Через пять минут они позвали меня обратно. На обоих лица не было.
— Артур Миллер завтра уезжает в Париж, — глухо произнес Оливье. — Судя по всему, у него там встреча с литературным агентом. Милтон говорит, это самое худшее, что могло случиться с Мэрилин. Она ужасно боится, что ее бросят, пусть даже на день. Оба ее бывших мужа так поступали, и теперь это пугает ее. Она доводит меня до белого каления, но, полагаю, и Артуру приходится несладко, поэтому я не виню его.
— Мэрилин все еще в студии, — заметил я. — Вероятно, так расстроена, что не может поехать домой.
— О господи! — воскликнул Милтон. — В такое время и еще в студии? Я, пожалуй, пойду посмотрю, может, ей что-нибудь нужно.
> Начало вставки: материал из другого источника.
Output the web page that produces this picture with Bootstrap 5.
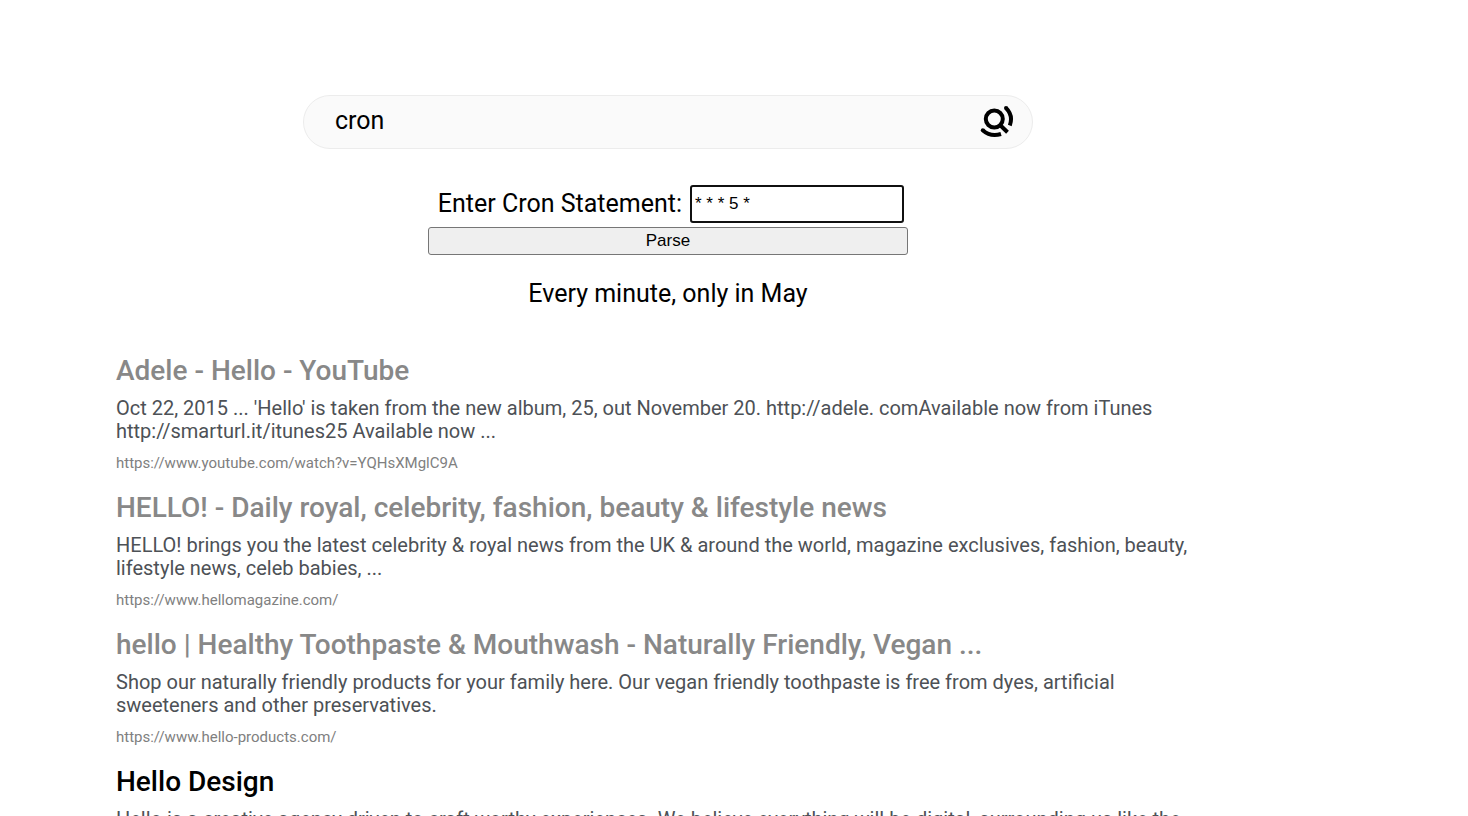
<!DOCTYPE html>
<html lang="en">
<head>
<meta charset="utf-8">
<meta name="viewport" content="width=device-width, initial-scale=1">
<title>cron</title>
<link href="https://cdn.jsdelivr.net/npm/bootstrap@5.3.0/dist/css/bootstrap.min.css" rel="stylesheet">
<style>
body { font-family: Bahnschrift, Roboto, sans-serif; color: #000; background: #fff; height: 100vh; overflow: hidden; }
.page { margin-left: 116px; max-width: 1104px; padding-top: 95px; }
.search-bar { width: 730px; max-width: 100%; height: 54px; background: #fafafa; border: 1px solid #ececec; }
.search-bar input { font-size: 25px; line-height: 30px; padding: 0 0 2px 31px; outline: 0; color: #000; }
.search-bar button { margin-right: 18px; }
.cron-form { width: 480px; max-width: 100%; margin-top: 36px; }
.cron-form label, .cron-out { font-size: 25px; line-height: 30px; }
.cron-form input { width: 214px; height: 38px; border: 2px solid #101010; border-radius: 3px; font: 17px "Liberation Sans", Arial, sans-serif; padding: 1px 3px; outline: 0; }
.cron-form button { height: 28px; border: 1px solid #767676; border-radius: 3px; background: #efefef; color: #000; font: 17px "Liberation Sans", Arial, sans-serif; }
.cron-out { margin: 24px 0 45px; }
.result { margin-bottom: 18px; }
.result h2 { font-size: 28px; line-height: 34px; font-weight: 500; margin: 0 0 9px; }
.result h2 a { color: #000; }
.result.seen h2 a { color: #888; }
.result p { font-size: 20px; line-height: 23px; color: #4d5156; margin: 0 0 10px; }
.result cite { font-size: 15px; line-height: 20px; color: #808080; font-style: normal; }
</style>
</head>
<body>
<main class="page">
  <form class="search-bar rounded-pill d-flex align-items-center mx-auto" role="search">
    <input class="flex-grow-1 border-0 bg-transparent" type="text" value="cron" aria-label="Search text">
    <button type="button" class="border-0 bg-transparent p-0 d-flex" aria-label="Search">
      <svg width="34" height="34" viewBox="0 0 34 34" fill="none" stroke="#000" stroke-width="4">
        <circle cx="14.300" cy="14" r="8.500"/>
        <path d="M20 20L27.500 27.200"/>
        <path d="M26 3Q33.500 10.500 29.800 20.500"/>
        <path d="M2.800 25.200Q10.500 32.300 21 29"/>
        <g fill="#000" stroke="none"><circle cx="26" cy="3" r="2"/><circle cx="2.800" cy="25.200" r="2"/></g>
      </svg>
    </button>
  </form>
  <form class="cron-form mx-auto d-flex flex-column gap-1">
    <div class="d-flex justify-content-end align-items-center gap-2 pe-1">
      <label for="cron">Enter Cron Statement:</label>
      <input id="cron" type="text" value="* * * 5 *">
    </div>
    <button type="button" class="w-100 p-0">Parse</button>
  </form>
  <p class="cron-out text-center">Every minute, only in May</p>
  <article class="result seen">
    <h2><a class="text-decoration-none" href="#">Adele - Hello - YouTube</a></h2>
    <p>Oct 22, 2015 ... 'Hello' is taken from the new album, 25, out November 20. http://adele. comAvailable now from iTunes http://smarturl.it/itunes25 Available now ...</p>
    <cite class="d-block">https://www.youtube.com/watch?v=YQHsXMglC9A</cite>
  </article>
  <article class="result seen">
    <h2><a class="text-decoration-none" href="#">HELLO! - Daily royal, celebrity, fashion, beauty &amp; lifestyle news</a></h2>
    <p>HELLO! brings you the latest celebrity &amp; royal news from the UK &amp; around the world, magazine exclusives, fashion, beauty, lifestyle news, celeb babies, ...</p>
    <cite class="d-block">https://www.hellomagazine.com/</cite>
  </article>
  <article class="result seen">
    <h2><a class="text-decoration-none" href="#">hello | Healthy Toothpaste &amp; Mouthwash - Naturally Friendly, Vegan ...</a></h2>
    <p>Shop our naturally friendly products for your family here. Our vegan friendly toothpaste is free from dyes, artificial sweeteners and other preservatives.</p>
    <cite class="d-block">https://www.hello-products.com/</cite>
  </article>
  <article class="result">
    <h2><a class="text-decoration-none" href="#">Hello Design</a></h2>
    <p>Hello is a creative agency driven to craft worthy experiences. We believe everything will be digital, surrounding us like the</p>
  </article>
</main>
<script src="https://cdn.jsdelivr.net/npm/bootstrap@5.3.0/dist/js/bootstrap.bundle.min.js"></script>
</body>
</html>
Он выбежал из комнаты, но вернулся через каких-нибудь полминуты.
— Пола не пустила меня! — бросил он раздраженно. — Сказала, что Мэрилин никого не хочет видеть, и захлопнула дверь прямо перед моим носом!
— Колин, — сказал Оливье, и его голос прозвучал глухо и мрачно, как в склепе, — сходи к миссис Страсберг и очень вежливо спроси ее, собирается ли мисс Монро приехать в студию завтра и немного поработать. Только не говори, что это я тебя послал. Скажи, что ты от Дэвида.
Дельце было рискованное. Обычно в это время Мэрилин и Пола уже на пути в Парксайд. А дома они, разумеется, никогда не отвечают на телефонные звонки. Теперь, впервые за все время, они были на нашей территории, а следовательно, в нашей власти.
Я быстрым шагом преодолел расстояние в тридцать футов или около того, разделявшее гримерные двух звезд, и постучался в дверь.
Ответа не последовало. Я постучал снова. Тогда дверь приоткрылась, и Пола выглянула в щелку. Она недоуменно смотрела на меня секунд пять. Несмотря на то что я видел всего лишь один ее глаз, я понял, что она сильно взволнована.
— Проходи, — проворчала она, отступив в сторону. Я проскользнул в приоткрытую дверь, и Пола заперла ее за мной.
Она была одна в уютной маленькой комнатке, которая служила предбанником для святая святых, где Мэрилин обычно одевалась.
— Можешь войти, — Пола, закатив глаза, указала мне на дверь в святилище. — Войди.
— Войти? — переспросил я, не понимая, на что она намекает. — Войти куда?
Я чувствовал себя, как Алиса в Зазеркалье. Меня никогда не пускали в эту комнату, по крайней мере, пока в ней находилась Мэрилин. То была святая земля.
— Войди, — Пола снова указала мне на дверь. — Ну, иди же!
Я послушался. Комната была погружена в кромешную темноту. Сделав два шага, я остановился.
— Колин, — Мэрилин говорила шепотом, но я отчетливо слышал каждое ее слово.
— Да?
— Закрой дверь.
Я закрыл за собой дверь, боясь дышать.